Playing on the ice
In spite of the gruelling work, a few of us found the energy to take a trip up to a nearby ice feature. An up-turned berg, trapped in the ice-shelf glinted in the low sun with spectacular wind scoops and cornices to add to the effect. Antarctica really blows the mind! Descriptions of snow such as ‘icing sugar’ and ‘diamond dust’ suddenly made sense and patterns from the low sun on the wind-blown surface snaked to the horizon like a frozen sea. Sitting down to take it all in, I wondered how Fids in Bas’s surveying heyday must have felt when dumped on the ice with one colleague, 18 dogs, a blank map and the instructions “fill that in, we’ll pick you up in three months”?!
Chris on the ice
Pondering done, I returned to the base of the berg where Toddy (GA) and Chris (Ship’s
2nd Mate) had a top-rope rigged on an appealingly steep section of ice.
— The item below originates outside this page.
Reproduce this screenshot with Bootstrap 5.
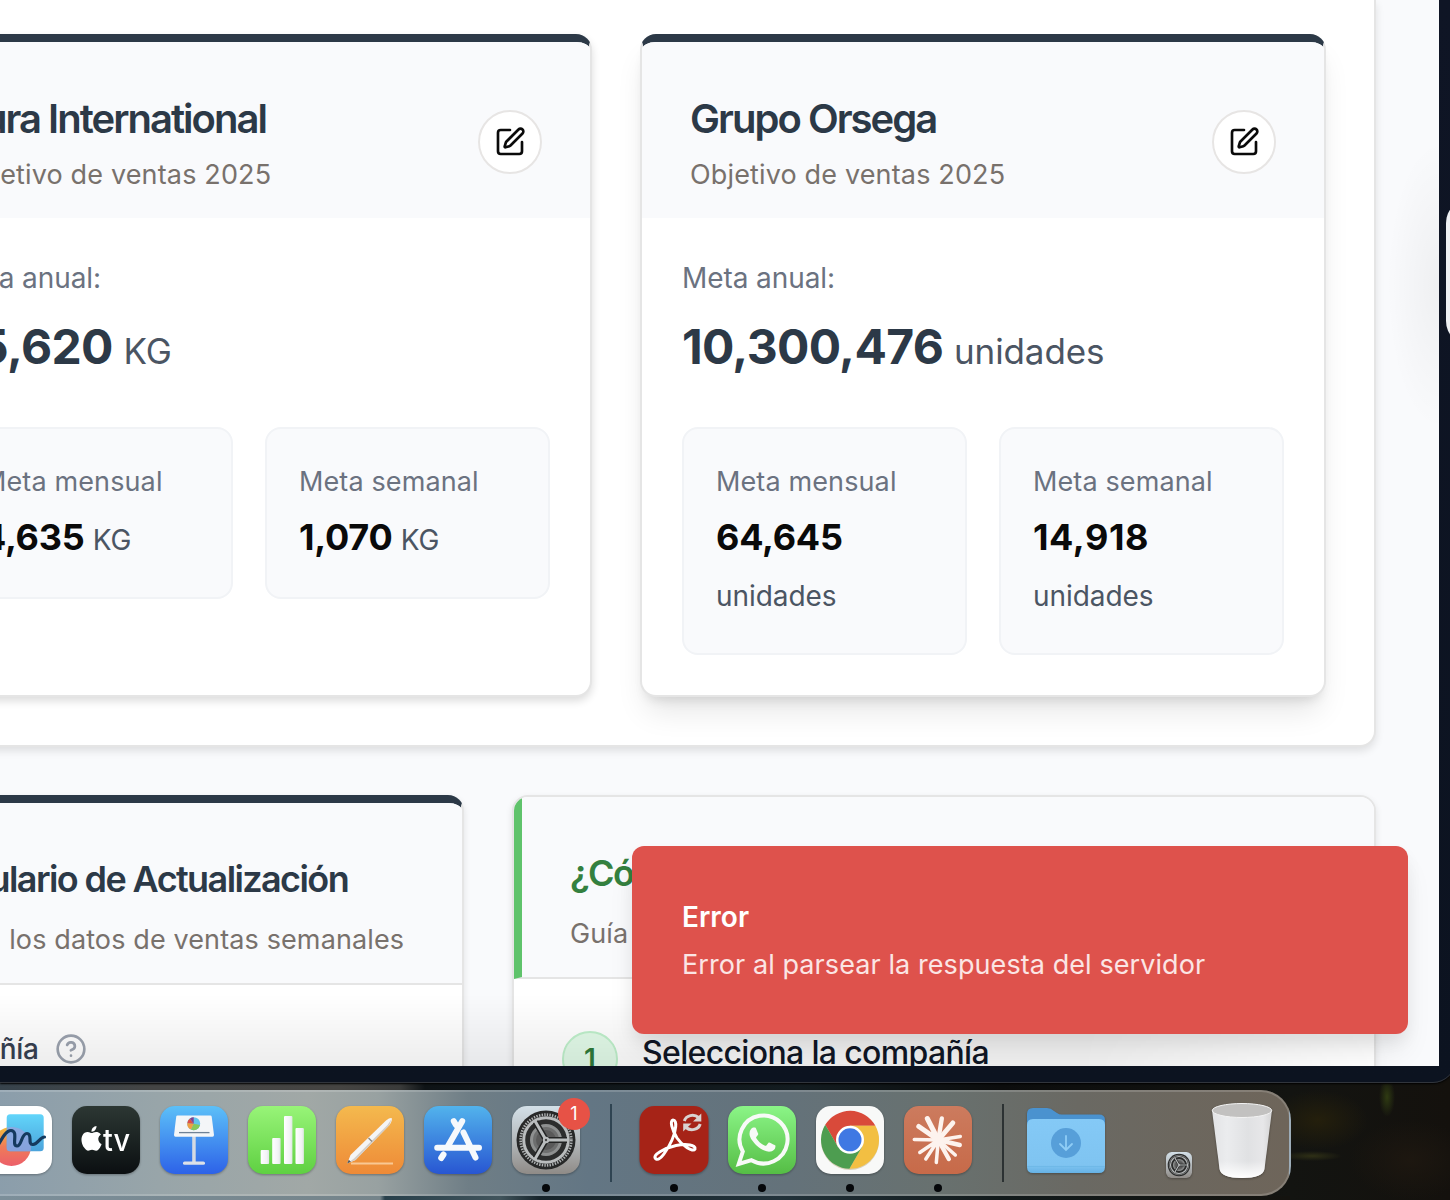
<!DOCTYPE html>
<html lang="es">
<head>
<meta charset="utf-8">
<title>Metas de ventas</title>
<link href="https://cdn.jsdelivr.net/npm/bootstrap@5.3.0/dist/css/bootstrap.min.css" rel="stylesheet">
<style>
body{margin:0;width:1450px;height:1200px;overflow:hidden;font-family:Inter,"Liberation Sans",sans-serif;color:#0a0a0a;background:#121110;font-size:28px;line-height:40px}
.desktop{width:1450px;height:1200px;overflow:hidden;background:
 radial-gradient(50px 30px at 1318px 1120px,#241f0c 0,transparent 100%),
 radial-gradient(8px 20px at 1387px 1097px,#2f3b12 0,transparent 100%),
 radial-gradient(30px 5px at 1312px 1156px,#2f3016 0,transparent 100%),
 radial-gradient(60px 40px at 1410px 1160px,#1d1710 0,transparent 100%),
 linear-gradient(90deg,#37434c 0,#444545 150px,#454442 340px,#3a3b3a 400px,#0e1316 425px,#131c20 800px,#0c0d0d 1000px,#131411 1290px,#14110d 1450px)}
.browser{width:1455px;height:1083px;padding-bottom:17px;padding-right:16px;background:linear-gradient(#0f1525,#0c1320);border-radius:0 0 22px 0;box-shadow:inset 0 -1px 0 #31353c,0 1px 2px #000}
.viewport{width:1439px;height:1066px;background:#f9fafc;overflow:hidden}
.page-body{width:1520px;margin-left:-144px;gap:48px}
.panel{background:#fff;border:2px solid #e5e5e5;border-top:0;border-radius:0 0 16px 16px;padding:34px 48px 48px;box-shadow:0 4px 9px rgba(0,0,0,.11)}
.goals{gap:48px}
.goal{width:686px;background:#fff;border:2px solid #e5e5e5;border-top:8px solid #2c3947;border-radius:16px;box-shadow:0 4px 8px rgba(0,0,0,.14);overflow:hidden}
.goal.raised{box-shadow:0 20px 30px -6px rgba(0,0,0,.1),0 8px 12px -6px rgba(0,0,0,.13)}
.goal-head{background:#f9fafc;padding:48px 48px 24px;height:176px}
.goal-title{font-size:40px;line-height:58px;font-weight:600;letter-spacing:-1.97px;color:#2c3947;margin:0 0 6px;white-space:nowrap}
.desc{font-size:27px;line-height:42px;color:#78716c;margin:0 0 -2px;white-space:nowrap;letter-spacing:.15px}
.edit{width:64px;height:64px;border:2px solid #e7e5e4;border-radius:50%;background:#fff}
.goal-body{padding:40px}
.label-txt{color:#6b7280;white-space:nowrap;letter-spacing:-.08px}
.tile .label-txt{font-size:27px;line-height:42px;margin-bottom:-2px;letter-spacing:.12px}
.big{font-size:48px;line-height:64px;font-weight:700;letter-spacing:-.65px;color:#2c3947;margin:17px 0 48px;white-space:nowrap}
.big span{font-size:35px;line-height:1;font-weight:400;letter-spacing:-.1px;color:#4b5563}
.tiles{gap:32px}
.tile{width:285px;border:2px solid #f1f3f6;border-radius:16px;background:#f9fafc;padding:32px}
.val{font-size:36px;line-height:56px;font-weight:700;margin-top:8px;color:#0a0a0a;letter-spacing:-.25px}
.val.wide{letter-spacing:.6px}
.val span{font-size:28px;line-height:1;font-weight:400;color:#4b5563;letter-spacing:-.05px}
.lower{gap:48px}
.form-card{width:608px;height:400px;background:#fff;border:2px solid #e5e5e5;border-top:8px solid #2c3947;border-radius:16px;overflow:hidden;box-shadow:0 3px 7px rgba(0,0,0,.1)}
.guide{width:864px;height:400px;background:#fff;border:2px solid #e5e5e5;border-radius:16px;overflow:hidden;box-shadow:0 3px 7px rgba(0,0,0,.1)}
.sub-head{background:#f9fafc;padding:48px 48px 24px;border-bottom:2px solid #e5e5e5}
.sub-head .desc{letter-spacing:.12px}
.guide .sub-head{border-left:8px solid #5fc36b}
.sub-title{font-size:36px;line-height:56px;font-weight:600;letter-spacing:-1.6px;color:#2c3947;margin:0 0 12px;white-space:nowrap}
.guide .sub-title{color:#34803f}
.field{padding:44px 48px;gap:17px;font-weight:500;color:#374151;letter-spacing:-.4px}
.steps{padding:52px 48px;gap:24px}
.num{width:56px;height:56px;border-radius:50%;border:2px solid #bff0cb;background:#e2fae8;color:#2f7a3a;font-weight:600}
.step-txt{font-size:32px;line-height:43px;color:#111827;font-weight:500;letter-spacing:-.65px;white-space:nowrap}
.toast-err{left:632px;top:846px;width:776px;height:188px;background:#de524c;border-radius:12px;padding:50px;color:#fff;box-shadow:0 20px 30px -6px rgba(0,0,0,.1),0 8px 16px rgba(0,0,0,.05);z-index:3}
.toast-err b{font-weight:600;display:block;line-height:42px}
.toast-err div{margin-top:7px;line-height:40px;font-size:27px;letter-spacing:.08px;color:#fbe5e4;white-space:nowrap}
.shade{left:0;right:0;bottom:0;height:72px;background:linear-gradient(transparent,rgba(0,0,0,.07));z-index:2;-webkit-mask-image:linear-gradient(90deg,#000 75%,transparent 97%);mask-image:linear-gradient(90deg,#000 75%,transparent 97%)}
.glow{right:0;top:140px;width:52px;height:290px;background:radial-gradient(52px 145px at 100% 50%,rgba(0,0,0,.045),transparent)}
.side-win{left:1446px;top:199px;width:60px;height:146px;border-radius:24px;background:#eef0f3}
.dock{width:1305px;height:106px;margin:7px 0 0 -14px;border:2px solid rgba(255,255,255,.17);border-radius:0 30px 30px 0;background:linear-gradient(90deg,#8a9dab 0,#98a5a9 170px,#a1a8a6 320px,#98a1a1 390px,#6f7e86 480px,#637684 600px,#64727a 800px,#68716f 950px,#6a6963 1090px,#6e655a 1300px);padding:14px 0 0 0;gap:20px}
.dock .app{width:68px;height:68px;flex:none;position:relative}
.dock svg{display:block;overflow:visible}
.dock .app>svg{filter:drop-shadow(0 1px 1px rgba(0,0,0,.3))}
.run::after{content:"";position:absolute;left:30px;top:78px;width:8px;height:8px;border-radius:50%;background:#05070a}
.bar-sep{width:2px;height:78px;background:#2f4452;margin:-2px 8px 0 10px;flex:none}
.note{left:46px;top:-8px;width:32px;height:32px;border-radius:50%;background:#e75246;color:#fff;font-size:18px;line-height:32px}
.under{width:1290px;height:4px;background:linear-gradient(90deg,#7c8f9a 0,#75848a 380px,#28404b 385px,#41545c 500px,#16242b 540px,#22323a 780px,#121a1b 1000px,#14130f 1290px)}
</style>
</head>
<body>
<div class="desktop d-flex flex-column position-relative">
 <div class="browser flex-shrink-0">
  <div class="viewport position-relative">
   <div class="page-body d-flex flex-column">
    <section class="panel">
     <div class="goals d-flex">
      <article class="goal flex-shrink-0">
       <div class="goal-head d-flex justify-content-between align-items-center">
        <div><h2 class="goal-title">Dura International</h2><p class="desc">Objetivo de ventas 2025</p></div>
        <button class="edit d-flex align-items-center justify-content-center p-0" aria-label="Editar"><svg width="32" height="32" viewBox="0 0 24 24" fill="none" stroke="#0a0a0a" stroke-width="2" stroke-linecap="round" stroke-linejoin="round"><path d="M12 3H5a2 2 0 0 0-2 2v14a2 2 0 0 0 2 2h14a2 2 0 0 0 2-2v-7"/><path d="M18.375 2.625a1 1 0 0 1 3 3l-9.013 9.014a2 2 0 0 1-.853.505l-2.873.84a.5.5 0 0 1-.62-.62l.84-2.873a2 2 0 0 1 .506-.852z"/></svg></button>
       </div>
       <div class="goal-body">
        <div class="label-txt">Meta anual:</div>
        <div class="big">55,620 <span>KG</span></div>
        <div class="tiles d-flex align-items-start">
         <div class="tile"><div class="label-txt">Meta mensual</div><div class="val">4,635 <span>KG</span></div></div>
         <div class="tile"><div class="label-txt">Meta semanal</div><div class="val">1,070 <span>KG</span></div></div>
        </div>
       </div>
      </article>
      <article class="goal raised flex-shrink-0">
       <div class="goal-head d-flex justify-content-between align-items-center">
        <div><h2 class="goal-title">Grupo Orsega</h2><p class="desc">Objetivo de ventas 2025</p></div>
        <button class="edit d-flex align-items-center justify-content-center p-0" aria-label="Editar"><svg width="32" height="32" viewBox="0 0 24 24" fill="none" stroke="#0a0a0a" stroke-width="2" stroke-linecap="round" stroke-linejoin="round"><path d="M12 3H5a2 2 0 0 0-2 2v14a2 2 0 0 0 2 2h14a2 2 0 0 0 2-2v-7"/><path d="M18.375 2.625a1 1 0 0 1 3 3l-9.013 9.014a2 2 0 0 1-.853.505l-2.873.84a.5.5 0 0 1-.62-.62l.84-2.873a2 2 0 0 1 .506-.852z"/></svg></button>
       </div>
       <div class="goal-body">
        <div class="label-txt">Meta anual:</div>
        <div class="big">10,300,476 <span>unidades</span></div>
        <div class="tiles d-flex align-items-start">
         <div class="tile"><div class="label-txt">Meta mensual</div><div class="val">64,645 <br><span>unidades</span></div></div>
         <div class="tile"><div class="label-txt">Meta semanal</div><div class="val wide">14,918 <br><span>unidades</span></div></div>
        </div>
       </div>
      </article>
     </div>
    </section>
    <div class="lower d-flex">
     <section class="form-card flex-shrink-0">
      <div class="sub-head"><h3 class="sub-title">Formulario de Actualización</h3><p class="desc">Ingresa los datos de ventas semanales</p></div>
      <div class="field d-flex align-items-center"><span>Compañía</span><svg width="32" height="32" viewBox="0 0 24 24" fill="none" stroke="#9ca3af" stroke-width="2" stroke-linecap="round" stroke-linejoin="round"><circle cx="12" cy="12" r="10"/><path d="M9.09 9a3 3 0 0 1 5.83 1c0 2-3 3-3 3M12 17h.01"/></svg></div>
     </section>
     <section class="guide flex-shrink-0">
      <div class="sub-head"><h3 class="sub-title">¿Có</h3><p class="desc">Guía</p></div>
      <div class="steps d-flex"><span class="num d-flex align-items-center justify-content-center">1</span><span class="step-txt">Selecciona la compañía</span></div>
     </section>
    </div>
   </div>
   <div class="glow position-absolute"></div>
   <div class="shade position-absolute"></div>
   <div class="toast-err position-absolute"><b>Error</b><div>Error al parsear la respuesta del servidor</div></div>
  </div>
 </div>
 <div class="side-win position-absolute"></div>
 <nav class="dock d-flex flex-shrink-0">
  <svg width="0" height="0" class="position-absolute"><defs>
   <linearGradient id="gTv" x2="0" y2="1"><stop stop-color="#2c3733"/><stop offset="1" stop-color="#0b0f11"/></linearGradient>
   <linearGradient id="gKey" x2="0" y2="1"><stop stop-color="#5cc0f8"/><stop offset="1" stop-color="#2d62e8"/></linearGradient>
   <linearGradient id="gNum" x2="0" y2="1"><stop stop-color="#98f478"/><stop offset="1" stop-color="#5fd042"/></linearGradient>
   <linearGradient id="gPag" x2="0" y2="1"><stop stop-color="#f4b94e"/><stop offset="1" stop-color="#ee8a37"/></linearGradient>
   <linearGradient id="gApp" x2="0" y2="1"><stop stop-color="#52b3ec"/><stop offset="1" stop-color="#2856d2"/></linearGradient>
   <linearGradient id="gSet" x2="0" y2="1"><stop stop-color="#d3e0e8"/><stop offset=".5" stop-color="#b5babd"/><stop offset="1" stop-color="#8f8b87"/></linearGradient>
   <linearGradient id="gWa" x2="0" y2="1"><stop stop-color="#8bf587"/><stop offset="1" stop-color="#55bd45"/></linearGradient>
   <linearGradient id="gCl" x2="0" y2="1"><stop stop-color="#cc7b5e"/><stop offset="1" stop-color="#c76a49"/></linearGradient>
   <linearGradient id="gBar"><stop stop-color="#fff"/><stop offset=".7" stop-color="#f2f3f5"/><stop offset="1" stop-color="#dfe7e3"/></linearGradient>
   <linearGradient id="gSq" x2="0" y2="1"><stop stop-color="#62d5fa"/><stop offset="1" stop-color="#4ba3db"/></linearGradient>
   <linearGradient id="gBall" x2="0" y2="1"><stop stop-color="#f5bd3c"/><stop offset=".5" stop-color="#ef7c58"/><stop offset="1" stop-color="#ec5f6a"/></linearGradient>
   <linearGradient id="gFo" x2="0" y2="1"><stop stop-color="#84c9f6"/><stop offset=".85" stop-color="#7fc4f1"/><stop offset="1" stop-color="#66b2e5"/></linearGradient>
   <linearGradient id="gTr" x2="1"><stop stop-color="#e2e3e5"/><stop offset=".25" stop-color="#ebecee"/><stop offset=".6" stop-color="#e0e1e3"/><stop offset=".85" stop-color="#e7e7e9"/><stop offset="1" stop-color="#d4d4d5"/></linearGradient>
   <linearGradient id="gTrB" x2="0" y2="1"><stop offset=".75" stop-color="#fff" stop-opacity="0"/><stop offset="1" stop-color="#fff"/></linearGradient>
   <g id="gear">
    <rect width="68" height="68" rx="15" fill="url(#gSet)"/>
    <circle cx="34" cy="34" r="29.5" fill="#272828"/>
    <circle cx="34" cy="34" r="25.2" fill="none" stroke="#aeb1b2" stroke-width="3" stroke-dasharray="1.4 1.24"/>
    <circle cx="34" cy="34" r="24" fill="#2c2d2d"/>
    <circle cx="34" cy="34" r="14.5" fill="#6d6e6e" stroke="#8e9090" stroke-width="3"/>
    <circle cx="34" cy="34" r="10" fill="#595959"/>
    <circle cx="34" cy="34" r="22.3" fill="none" stroke="#b9bcbd" stroke-width="3"/>
    <path d="M34 34H55M34 34L23.5 15.8M34 34L23.5 52.2" stroke="#232424" stroke-width="6"/>
    <path d="M34 34H56M34 34L23 15M34 34L23 53" stroke="#babdbe" stroke-width="3"/>
    <circle cx="34" cy="34" r="3.2" fill="#babdbe"/><circle cx="34" cy="34" r="1.2" fill="#444"/>
   </g></defs></svg>
  <div class="app" style="margin-left:-4px"><svg width="68" height="68"><rect width="68" height="68" rx="15" fill="#fff"/><circle cx="27.5" cy="40.5" r="19.5" fill="url(#gBall)"/><rect x="22.7" y="8.3" width="37" height="37" rx="3.5" fill="url(#gSq)"/><path d="M23 21.500A19.500 19.500 0 0 1 46.500 45.300H26Q22.700 45.300 22.700 42z" fill="#9aa2dc" opacity=".75"/><path d="M10 44C15 41 20 24 27 24.500C35 25 27 40 33 40C38 40 37 27.500 43 27.500C49 27.500 43 39 49 38.500C54 38 56 31 60.500 31" fill="none" stroke="#153a5e" stroke-width="3.200" stroke-linecap="round"/></svg></div>
  <div class="app"><svg width="68" height="68"><rect width="68" height="68" rx="15" fill="url(#gTv)"/><path transform="translate(7.200 20) scale(1.030)" fill="#fff" d="M12.152 6.896c-.948 0-2.415-1.078-3.96-1.04-2.04.027-3.91 1.183-4.961 3.014-2.117 3.675-.546 9.103 1.519 12.09 1.013 1.454 2.208 3.09 3.792 3.039 1.52-.065 2.09-.987 3.935-.987 1.831 0 2.35.987 3.96.948 1.637-.026 2.676-1.48 3.676-2.948 1.156-1.688 1.636-3.325 1.662-3.415-.039-.013-3.182-1.221-3.22-4.857-.026-3.04 2.48-4.494 2.597-4.559-1.429-2.09-3.623-2.324-4.39-2.376-2-.156-3.675 1.09-4.61 1.09zM15.53 3.83c.843-1.012 1.4-2.427 1.245-3.83-1.207.052-2.662.805-3.532 1.818-.78.896-1.454 2.338-1.273 3.714 1.338.104 2.715-.688 3.559-1.701"/><text x="31" y="44.500" font-size="31" font-weight="500" fill="#fff" textLength="27" lengthAdjust="spacingAndGlyphs">tv</text></svg></div>
  <div class="app"><svg width="68" height="68"><rect width="68" height="68" rx="15" fill="url(#gKey)"/><rect x="32.200" y="30" width="3.500" height="27" fill="#d5dae2"/><rect x="23" y="55.500" width="22" height="3.300" rx="1.600" fill="#dde1e8"/><path d="M17.500 9.500H50.300Q51.500 9.500 51.700 10.700L54 29Q54 30.800 52.500 30.800H15.500Q14 30.800 14 29L16.200 10.700Q16.400 9.500 17.500 9.500z" fill="#f4f6f8"/><path d="M19 26.600H49.500" stroke="#6f8296" stroke-width="1.300"/><circle cx="33.700" cy="17.700" r="6.500" fill="#62c4ee"/><path d="M33.700 17.700L40 19A6.500 6.500 0 0 1 31 23.600z" fill="#86c95b"/><path d="M33.700 17.700L31 23.600A6.500 6.500 0 0 1 27.300 17z" fill="#f0a042"/><path d="M33.700 17.700L27.300 17A6.500 6.500 0 0 1 30 12.400z" fill="#dd4e48"/><path d="M33.700 17.700L30 12.400A6.500 6.500 0 0 1 33.700 11.200z" fill="#83418f"/></svg></div>
  <div class="app"><svg width="68" height="68"><rect width="68" height="68" rx="15" fill="url(#gNum)"/><g fill="url(#gBar)"><rect x="12.700" y="44" width="8.400" height="14" rx="1"/><rect x="24.200" y="32" width="8.400" height="26" rx="1"/><rect x="36" y="10" width="8.400" height="48" rx="1"/><rect x="47.500" y="22" width="8.400" height="36" rx="1"/></g></svg></div>
  <div class="app"><svg width="68" height="68"><rect width="68" height="68" rx="15" fill="url(#gPag)"/><path d="M15 57.600H57" stroke="#f9c893" stroke-width="2"/><path d="M11.200 57.500L14.500 49L50 14.500Q54 11.500 55.800 12.200Q56.500 14.500 53.500 19L19.500 54z" fill="#f5f5f5"/><path d="M11.200 57.500L19.500 54L53.500 19L55.500 13L51.500 19L18 52.500z" fill="#d4cdc6"/><path d="M11.200 57.500L12.800 53.800L14.800 55.800z" fill="#555"/><path d="M32.500 32L36 35.600" stroke="#8f8a84" stroke-width="1.400"/></svg></div>
  <div class="app"><svg width="68" height="68"><rect width="68" height="68" rx="15" fill="url(#gApp)"/><g stroke="#f6f9fc" stroke-width="6" stroke-linecap="round"><path d="M29.800 15.200L32 19M39.500 26.500L51.500 51.500M38.200 15.200L24 40M13.200 41.700H55M19.500 48.500L17.200 52"/></g></svg></div>
  <div class="app run"><svg width="68" height="68"><use href="#gear"/></svg><span class="note position-absolute text-center">1</span></div>
  <div class="bar-sep"></div>
  <div class="app run"><svg width="68" height="68"><rect x="-.5" width="69" height="68" rx="15" fill="#a62317"/><path d="M16 53C11 49 25 42 36 39.500C47 37.500 56 39 55 43C53 47 42 39.500 37 32C32 24 29.500 14.500 33 14C37.500 14 36 25 32 34C27.500 44 20 55.500 16 53z" fill="none" stroke="#fff" stroke-width="3"/><g fill="none" stroke="#d9d3d1" stroke-width="3"><path d="M44.300 15A8.500 7.500 0 0 1 58.500 11.500M60.200 18A8.500 7.500 0 0 1 46 21.500"/></g><path d="M61.300 7.500V15.500H53zM43.200 25.500V17.500H51.500z" fill="#d9d3d1"/></svg></div>
  <div class="app run"><svg width="68" height="68"><rect width="68" height="68" rx="15" fill="url(#gWa)"/><path d="M10.700 58L14.800 45.500A24 24 0 1 1 23.500 54.200z" fill="none" stroke="#f8faf8" stroke-width="4"/><path transform="translate(8.600 7.800) scale(2.150)" fill="#f8faf8" d="M17.472 14.382c-.297-.149-1.758-.867-2.03-.967-.273-.099-.471-.148-.67.15-.197.297-.767.966-.94 1.164-.173.199-.347.223-.644.075-.297-.15-1.255-.463-2.39-1.475-.883-.788-1.48-1.761-1.653-2.059-.173-.297-.018-.458.13-.606.134-.133.298-.347.446-.52.149-.174.198-.298.298-.497.099-.198.05-.371-.025-.52-.075-.149-.669-1.612-.916-2.207-.242-.579-.487-.5-.669-.51-.173-.008-.371-.01-.57-.01-.198 0-.52.074-.792.372-.272.297-1.04 1.016-1.04 2.479 0 1.462 1.065 2.875 1.213 3.074.149.198 2.096 3.2 5.077 4.487.709.306 1.262.489 1.694.625.712.227 1.36.195 1.871.118.571-.085 1.758-.719 2.006-1.413.248-.694.248-1.289.173-1.413-.074-.124-.272-.198-.57-.347z"/></svg></div>
  <div class="app run"><svg width="68" height="68"><rect width="68" height="68" rx="15" fill="#f8f9f8"/><g transform="translate(34 33.800)"><circle r="29" cy="1.200" fill="#b9a77a" opacity=".5"/><path d="M-24.800-15A29 29 0 0 1 25.400-14H0L-12.100 7z" fill="#d94a3a"/><path d="M25.400-14A29 29 0 0 1-.6 29L12.100 7L0-14z" fill="#f2bf42"/><path d="M-.6 29A29 29 0 0 1-24.800-15L-12.100 7L12.100 7z" fill="#4d9d50"/><circle r="14" fill="#fff"/><circle r="11.500" fill="#3f78e3"/></g></svg></div>
  <div class="app run"><svg width="68" height="68"><rect width="68" height="68" rx="15" fill="url(#gCl)"/><g transform="translate(34.300 34)" stroke="#fdf3ee" stroke-linecap="round"><path stroke-width="5" d="M0 0L-11-21.500M0 0L14.500-17M0 0L-19.500-13.500"/><path stroke-width="4.400" d="M0 0L3.500-21.500M0 0L21.500 5M0 0L10.500 19"/><path stroke-width="3.500" d="M0 0L22-3.500M0 0L-2 22.500M0 0L-12.500 19M0 0L-18.500 12.500M0 0L-24-.5M0 0L17 15"/><circle r="5.500" fill="#fdf3ee" stroke="none"/></g></svg></div>
  <div class="bar-sep" style="background:#2c3233"></div>
  <div class="app" style="width:78px;margin-left:-5px"><svg width="78" height="68"><path d="M0 8Q0 2 6 2H20Q24 2 27 5L30 7Q32 8.500 35 8.500H72Q78 8.500 78 14V30H0z" fill="#4a92cf"/><path d="M0 19Q0 13 6 13H72Q78 13 78 19V61Q78 67 72 67H6Q0 67 0 61z" fill="url(#gFo)"/><path d="M0 60.500H78" stroke="#6fb9e8" stroke-width="1"/><circle cx="39" cy="37" r="15" fill="#579fd9"/><path d="M39 30V43.500M33 38L39 44L45 38" fill="none" stroke="#8fcdf6" stroke-width="1.800" stroke-linecap="round"/></svg></div>
  <div class="app" style="width:26px;margin:46px 0 0 41px;height:26px"><svg width="26" height="26" viewBox="0 0 68 68"><use href="#gear"/></svg></div>
  <div class="app" style="width:60px;height:76px;margin-top:-3px"><svg width="60" height="76"><path d="M0 7L7.500 66Q9 75 30 75Q51 75 52.500 66L60 7z" fill="url(#gTr)"/><path d="M0 7L7.500 66Q9 75 30 75Q51 75 52.500 66L60 7z" fill="url(#gTrB)"/><ellipse cx="30" cy="7.500" rx="29.700" ry="7" fill="#c2c1c0" stroke="#f3f3f3" stroke-width="1"/></svg></div>
 </nav>
 <div class="under"></div>
</div>
<script src="https://cdn.jsdelivr.net/npm/bootstrap@5.3.0/dist/js/bootstrap.bundle.min.js"></script>
</body>
</html>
Toddy offered me a go, but as he didn’t have crampons in my size, I was left to tackle the crag with a pair of axes and my large Mukluk snow-boots. Not revealing my miss-spent undergraduate days dangling off crags of Snowdonia, I bet a round of drinks the Mukluks would get me to the top. I got to the bulge easily enough, thrashed at the lip and fell into my harness. After a couple more failed lunges, I scooped out a large enough hold for my left foot and with furious hacking and grunting I was over the top! A hard won beer always tastes best.